Take, for example, the difference between "How I grew my business" and "How I reached $14,200 in monthly recurring revenue in 92 days." The latter is not just more interesting; it is more credible. It promises a roadmap rather than a lecture. In the world of financial newsletters, Agora Financial often uses this to great effect. They don't promise "wealth"; they promise "The $1.46 'Loophole' in Section 401(k)." The specificity of the dollar amount and the legal code creates a sense of a tangible, hidden secret that the reader is currently missing out on.

Counter-Intuition and the Pattern Interrupt

The human brain is a pattern-matching machine. We are wired to ignore the expected and focus on the anomalous. This is why "How to grow your social media" fails while "Why I’m deleting my Instagram account" succeeds. The second subject line is a pattern interrupt. It contradicts the assumed goal of the reader (growth) and the platform (engagement).

This is known as the "Bizarreness Effect," a psychological phenomenon where unconventional information is more easily remembered and more likely to be acted upon than common information. When a subject line challenges a deeply held belief or a standard industry practice, it creates immediate cognitive dissonance. The reader thinks, "That can't be right," and opens the email to prove the sender wrong or to understand the logic behind the heresy.

A classic example comes from the software company Basecamp. Instead of sending a newsletter titled "New Features in Basecamp," they once sent one titled "Internal communication is a mess." It didn't talk about the product; it talked about the problem in a way that felt like a confession. By leaning into the negative or the counter-intuitive, they bypassed the "sales" filter that most recipients have permanently switched on. They weren't selling a solution; they were validating a frustration.

The Failure of Descriptive Labels

The most common mistake in corporate communication is the use of the "Descriptive Label." These are subject lines like "June Newsletter," "Weekly Update," or "Company Announcement." These are not subject lines; they are filing categories. They tell the recipient exactly what is inside, which allows the recipient to decide they don't need to see it right now.

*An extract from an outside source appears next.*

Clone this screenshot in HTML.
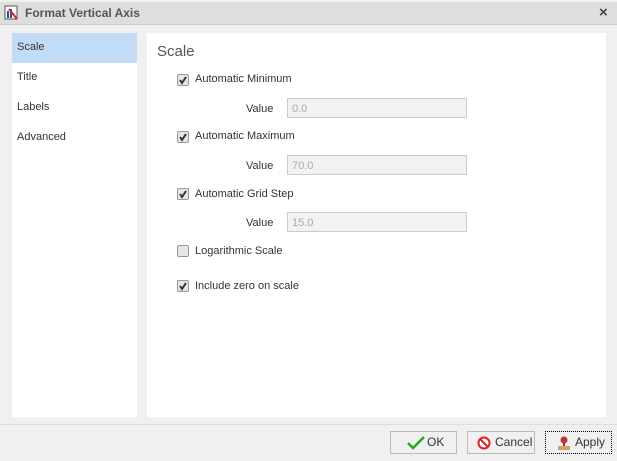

And in the digital age, "not right now" is synonymous with "never."

The failure of the descriptive label is rooted in the "Recognition vs. Recall" problem. A label allows for recognition—the reader recognizes that this is the weekly update. But it does not trigger recall or curiosity. It provides no "hook" for the brain to snag on. To fix this, one must move from the "What" to the "So What."

Instead of "New Product Launch," the subject line should be "The reason we spent 18 months on a single button." The first is a corporate milestone that the reader has no stake in. The second is a story about obsession, craft, and potential failure. It shifts the focus from the company’s output to the human narrative behind it. Even in a B2B environment, where "professionalism" is often used as an excuse for boring communication, the data remains clear: people do not open emails from companies; they open emails from people who have something interesting to say.

The Architecture of the "Swipe File"

Professional copywriters and high-stakes communicators rarely invent subject lines from scratch. Instead, they rely on a "swipe file"—a curated collection of proven frameworks that have worked in the past. This is not about plagiarism; it is about understanding the underlying architecture of a successful hook.

When you analyze a subject line that compelled you to open an email you weren't expecting to read, you are looking for the "device." For instance, the device might be "The Negative Benefit." An example would be: "The mistake that cost me $10,000." The device here is the admission of failure to provide value. Another device is "The Selective Invitation," such as "I’m only sending this to 50 people." This uses the principle of scarcity to drive action.

By deconstructing these successes, you begin to see that while the content changes, the psychological triggers remain remarkably consistent. The "Specific Question" (e.g., "Do you make these 5 common mistakes in English?"), the "Direct Command" (e.g., "Stop reading this if you hate money"), and the "Cliffhanger" (e.g., "I have a confession to make...") are all structural templates. The goal is to take the device—the "how"—and apply it to your specific "what."

The Principle of the Single Objective

The most significant shift in thinking for any communicator is to recognize that the subject line has only one objective: the open. It is not the place for the call to action. It is not the place for the price point. It is not the place for the brand mission statement. When a subject line tries to do too much, it becomes cluttered and loses its "point of tension."

If you are selling a $1,000 course, the subject line’s job is not to sell the course. Its job is to sell the first sentence of the email. The first sentence’s job is to sell the second. This "slippery slope" theory of copywriting, popularized by Joseph Sugarman, posits that every element of a communication has the sole purpose of getting the next element read.

This requires a certain level of restraint. It means resisting the urge to be "clever" at the expense of being clear. It means understanding that the subject line is a bridge, not a destination. The most successful communicators are those who treat the subject line as a high-value piece of real estate where every character must earn its place by contributing to a single, focused psychological outcome.

The future of digital attention will not be won by those who shout the loudest, but by those who understand the nuances of human curiosity. As AI-generated content begins to flood inboxes with perfectly grammatical but utterly soul-less summaries, the value of the human "hook"—the specific, the counter-intuitive, and the deeply personal—will only increase. The subject line is the first, and often the only, chance to prove that there is a thinking, feeling person on the other side of the screen. The principle to carry forward is simple: don't describe the story; create the need for the answer.